TASK OBJECTIVE:
What follows is a set of records; restate each one word for word and drop the pictures.

(Stored dataset items)

+===+

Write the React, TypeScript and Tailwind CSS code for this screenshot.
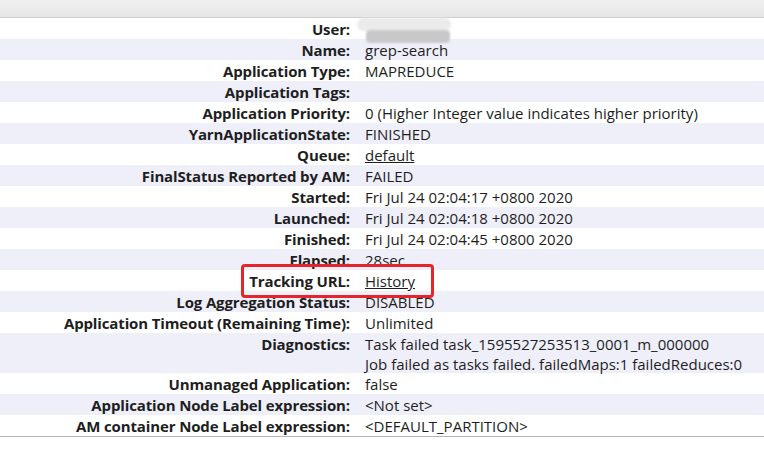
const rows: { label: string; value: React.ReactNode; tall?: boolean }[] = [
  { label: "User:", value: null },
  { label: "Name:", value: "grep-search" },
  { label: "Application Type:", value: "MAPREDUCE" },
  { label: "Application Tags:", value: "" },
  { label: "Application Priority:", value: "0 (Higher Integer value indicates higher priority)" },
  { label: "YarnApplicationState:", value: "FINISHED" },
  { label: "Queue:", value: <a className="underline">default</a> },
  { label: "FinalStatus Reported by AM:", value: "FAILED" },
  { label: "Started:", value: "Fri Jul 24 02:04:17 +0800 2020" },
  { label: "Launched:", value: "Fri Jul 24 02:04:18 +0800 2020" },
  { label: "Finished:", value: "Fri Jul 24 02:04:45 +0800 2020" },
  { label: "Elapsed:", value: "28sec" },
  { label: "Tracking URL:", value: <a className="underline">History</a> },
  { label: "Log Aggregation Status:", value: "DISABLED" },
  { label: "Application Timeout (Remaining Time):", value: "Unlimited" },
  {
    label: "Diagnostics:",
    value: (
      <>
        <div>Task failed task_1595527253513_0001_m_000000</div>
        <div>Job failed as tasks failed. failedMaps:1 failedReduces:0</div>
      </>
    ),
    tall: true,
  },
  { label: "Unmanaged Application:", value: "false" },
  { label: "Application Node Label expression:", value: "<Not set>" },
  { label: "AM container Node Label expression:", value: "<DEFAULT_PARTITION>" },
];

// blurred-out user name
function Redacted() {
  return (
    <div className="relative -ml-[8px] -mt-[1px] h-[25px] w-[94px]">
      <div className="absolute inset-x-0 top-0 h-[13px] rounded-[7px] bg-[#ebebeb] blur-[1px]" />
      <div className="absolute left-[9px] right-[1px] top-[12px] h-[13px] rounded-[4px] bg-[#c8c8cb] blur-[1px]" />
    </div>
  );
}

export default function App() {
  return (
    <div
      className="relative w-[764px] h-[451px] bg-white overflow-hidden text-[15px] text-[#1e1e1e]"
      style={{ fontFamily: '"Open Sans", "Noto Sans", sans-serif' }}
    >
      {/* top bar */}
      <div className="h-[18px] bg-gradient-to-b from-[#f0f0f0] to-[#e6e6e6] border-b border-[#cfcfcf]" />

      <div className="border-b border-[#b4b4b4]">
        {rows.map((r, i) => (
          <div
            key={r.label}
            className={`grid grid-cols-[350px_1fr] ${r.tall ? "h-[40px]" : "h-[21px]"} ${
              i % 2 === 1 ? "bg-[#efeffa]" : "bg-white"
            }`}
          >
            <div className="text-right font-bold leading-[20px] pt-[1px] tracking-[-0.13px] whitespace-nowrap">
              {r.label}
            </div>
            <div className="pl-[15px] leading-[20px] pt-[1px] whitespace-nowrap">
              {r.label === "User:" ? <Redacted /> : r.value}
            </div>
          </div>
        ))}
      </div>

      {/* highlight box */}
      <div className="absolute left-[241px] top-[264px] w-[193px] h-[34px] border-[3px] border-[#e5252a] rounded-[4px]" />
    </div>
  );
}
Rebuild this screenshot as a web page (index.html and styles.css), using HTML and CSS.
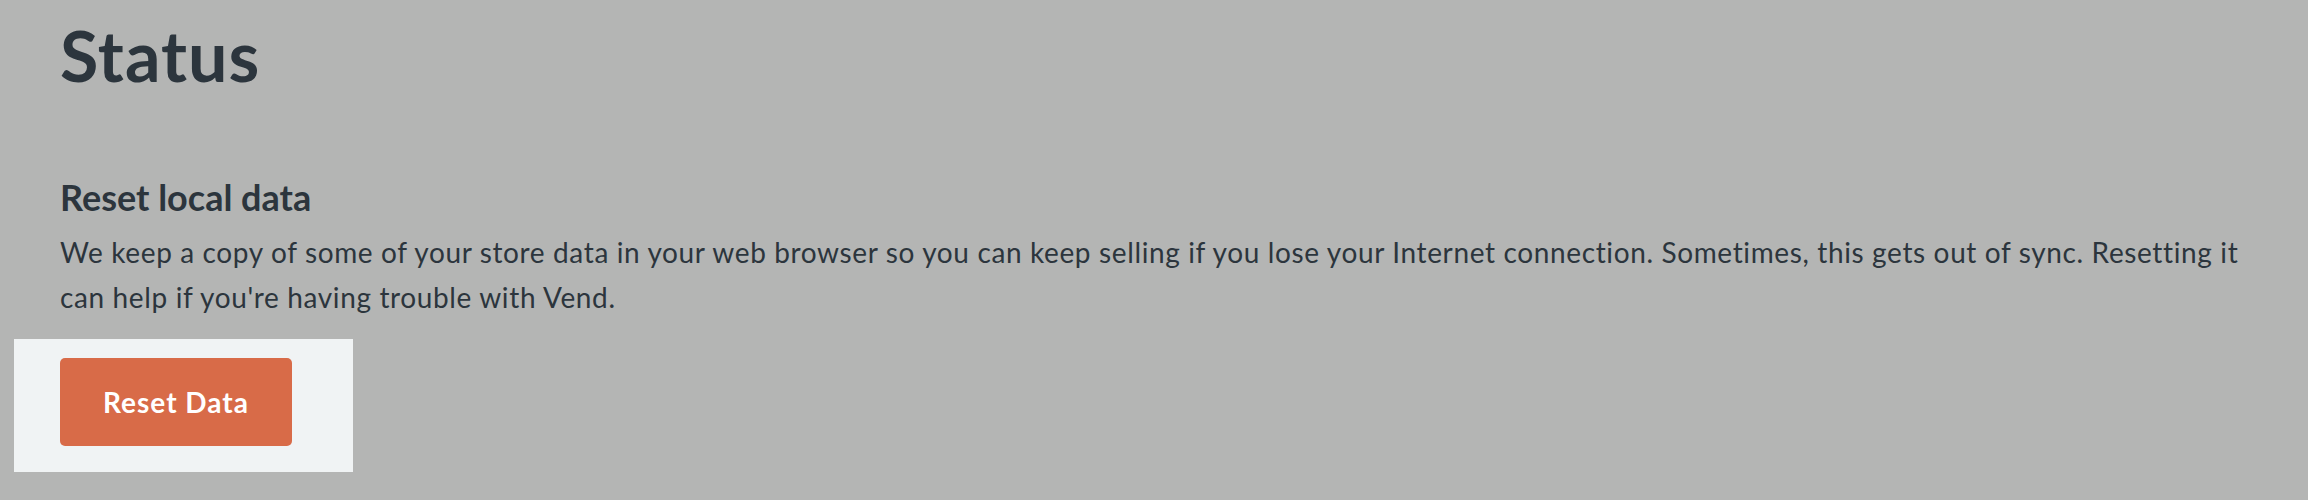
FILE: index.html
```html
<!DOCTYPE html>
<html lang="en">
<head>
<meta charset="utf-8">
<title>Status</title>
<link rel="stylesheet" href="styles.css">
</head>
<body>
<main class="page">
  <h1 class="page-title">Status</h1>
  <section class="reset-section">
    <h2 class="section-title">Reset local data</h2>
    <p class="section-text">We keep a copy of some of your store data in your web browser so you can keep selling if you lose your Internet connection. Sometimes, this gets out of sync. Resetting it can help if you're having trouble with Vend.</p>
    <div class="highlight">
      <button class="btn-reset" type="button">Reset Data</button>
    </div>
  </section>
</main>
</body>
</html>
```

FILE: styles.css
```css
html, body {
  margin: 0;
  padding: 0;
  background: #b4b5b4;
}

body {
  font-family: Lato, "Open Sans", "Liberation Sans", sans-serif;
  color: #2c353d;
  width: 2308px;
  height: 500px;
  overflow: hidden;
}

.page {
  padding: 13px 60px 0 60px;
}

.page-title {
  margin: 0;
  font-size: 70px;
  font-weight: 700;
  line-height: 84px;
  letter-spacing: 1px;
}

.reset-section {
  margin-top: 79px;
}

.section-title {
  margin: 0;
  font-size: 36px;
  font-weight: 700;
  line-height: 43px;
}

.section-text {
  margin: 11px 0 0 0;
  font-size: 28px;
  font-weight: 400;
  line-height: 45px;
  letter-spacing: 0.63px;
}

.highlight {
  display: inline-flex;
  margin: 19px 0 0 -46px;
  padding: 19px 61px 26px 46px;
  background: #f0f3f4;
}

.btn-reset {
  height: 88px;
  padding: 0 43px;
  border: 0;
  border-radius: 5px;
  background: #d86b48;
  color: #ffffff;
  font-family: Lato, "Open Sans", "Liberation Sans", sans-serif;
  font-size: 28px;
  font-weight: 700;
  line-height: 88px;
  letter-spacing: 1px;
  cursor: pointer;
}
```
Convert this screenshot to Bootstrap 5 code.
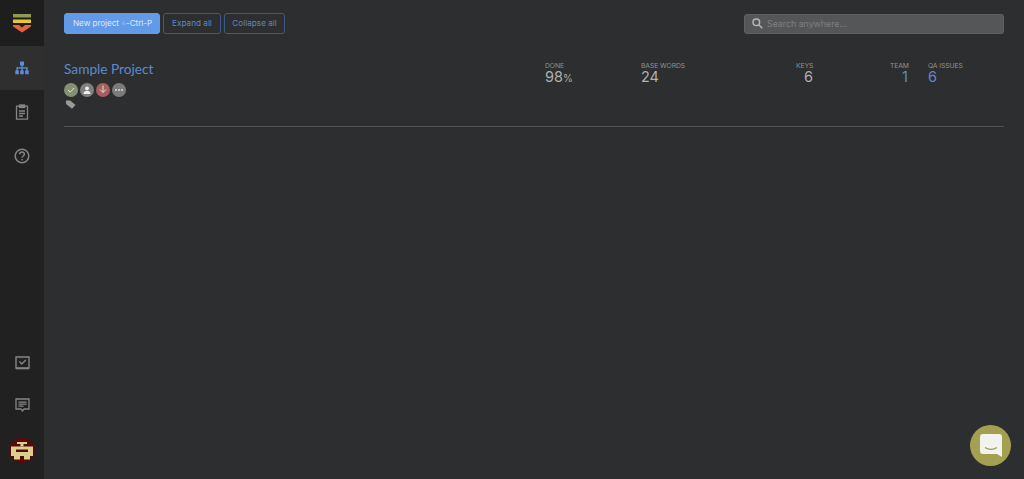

+===+

ANSWER FOR THE TASK:
Write the React, TypeScript and Tailwind CSS code for this screenshot.
const rows: { label: string; value: React.ReactNode; tall?: boolean }[] = [
  { label: "User:", value: null },
  { label: "Name:", value: "grep-search" },
  { label: "Application Type:", value: "MAPREDUCE" },
  { label: "Application Tags:", value: "" },
  { label: "Application Priority:", value: "0 (Higher Integer value indicates higher priority)" },
  { label: "YarnApplicationState:", value: "FINISHED" },
  { label: "Queue:", value: <a className="underline">default</a> },
  { label: "FinalStatus Reported by AM:", value: "FAILED" },
  { label: "Started:", value: "Fri Jul 24 02:04:17 +0800 2020" },
  { label: "Launched:", value: "Fri Jul 24 02:04:18 +0800 2020" },
  { label: "Finished:", value: "Fri Jul 24 02:04:45 +0800 2020" },
  { label: "Elapsed:", value: "28sec" },
  { label: "Tracking URL:", value: <a className="underline">History</a> },
  { label: "Log Aggregation Status:", value: "DISABLED" },
  { label: "Application Timeout (Remaining Time):", value: "Unlimited" },
  {
    label: "Diagnostics:",
    value: (
      <>
        <div>Task failed task_1595527253513_0001_m_000000</div>
        <div>Job failed as tasks failed. failedMaps:1 failedReduces:0</div>
      </>
    ),
    tall: true,
  },
  { label: "Unmanaged Application:", value: "false" },
  { label: "Application Node Label expression:", value: "<Not set>" },
  { label: "AM container Node Label expression:", value: "<DEFAULT_PARTITION>" },
];

// blurred-out user name
function Redacted() {
  return (
    <div className="relative -ml-[8px] -mt-[1px] h-[25px] w-[94px]">
      <div className="absolute inset-x-0 top-0 h-[13px] rounded-[7px] bg-[#ebebeb] blur-[1px]" />
      <div className="absolute left-[9px] right-[1px] top-[12px] h-[13px] rounded-[4px] bg-[#c8c8cb] blur-[1px]" />
    </div>
  );
}

export default function App() {
  return (
    <div
      className="relative w-[764px] h-[451px] bg-white overflow-hidden text-[15px] text-[#1e1e1e]"
      style={{ fontFamily: '"Open Sans", "Noto Sans", sans-serif' }}
    >
      {/* top bar */}
      <div className="h-[18px] bg-gradient-to-b from-[#f0f0f0] to-[#e6e6e6] border-b border-[#cfcfcf]" />

      <div className="border-b border-[#b4b4b4]">
        {rows.map((r, i) => (
          <div
            key={r.label}
            className={`grid grid-cols-[350px_1fr] ${r.tall ? "h-[40px]" : "h-[21px]"} ${
              i % 2 === 1 ? "bg-[#efeffa]" : "bg-white"
            }`}
          >
            <div className="text-right font-bold leading-[20px] pt-[1px] tracking-[-0.13px] whitespace-nowrap">
              {r.label}
            </div>
            <div className="pl-[15px] leading-[20px] pt-[1px] whitespace-nowrap">
              {r.label === "User:" ? <Redacted /> : r.value}
            </div>
          </div>
        ))}
      </div>

      {/* highlight box */}
      <div className="absolute left-[241px] top-[264px] w-[193px] h-[34px] border-[3px] border-[#e5252a] rounded-[4px]" />
    </div>
  );
}
Rebuild this screenshot as a web page (index.html and styles.css), using HTML and CSS.
FILE: index.html
```html
<!DOCTYPE html>
<html lang="en">
<head>
<meta charset="utf-8">
<title>Status</title>
<link rel="stylesheet" href="styles.css">
</head>
<body>
<main class="page">
  <h1 class="page-title">Status</h1>
  <section class="reset-section">
    <h2 class="section-title">Reset local data</h2>
    <p class="section-text">We keep a copy of some of your store data in your web browser so you can keep selling if you lose your Internet connection. Sometimes, this gets out of sync. Resetting it can help if you're having trouble with Vend.</p>
    <div class="highlight">
      <button class="btn-reset" type="button">Reset Data</button>
    </div>
  </section>
</main>
</body>
</html>
```

FILE: styles.css
```css
html, body {
  margin: 0;
  padding: 0;
  background: #b4b5b4;
}

body {
  font-family: Lato, "Open Sans", "Liberation Sans", sans-serif;
  color: #2c353d;
  width: 2308px;
  height: 500px;
  overflow: hidden;
}

.page {
  padding: 13px 60px 0 60px;
}

.page-title {
  margin: 0;
  font-size: 70px;
  font-weight: 700;
  line-height: 84px;
  letter-spacing: 1px;
}

.reset-section {
  margin-top: 79px;
}

.section-title {
  margin: 0;
  font-size: 36px;
  font-weight: 700;
  line-height: 43px;
}

.section-text {
  margin: 11px 0 0 0;
  font-size: 28px;
  font-weight: 400;
  line-height: 45px;
  letter-spacing: 0.63px;
}

.highlight {
  display: inline-flex;
  margin: 19px 0 0 -46px;
  padding: 19px 61px 26px 46px;
  background: #f0f3f4;
}

.btn-reset {
  height: 88px;
  padding: 0 43px;
  border: 0;
  border-radius: 5px;
  background: #d86b48;
  color: #ffffff;
  font-family: Lato, "Open Sans", "Liberation Sans", sans-serif;
  font-size: 28px;
  font-weight: 700;
  line-height: 88px;
  letter-spacing: 1px;
  cursor: pointer;
}
```
Convert this screenshot to Bootstrap 5 code.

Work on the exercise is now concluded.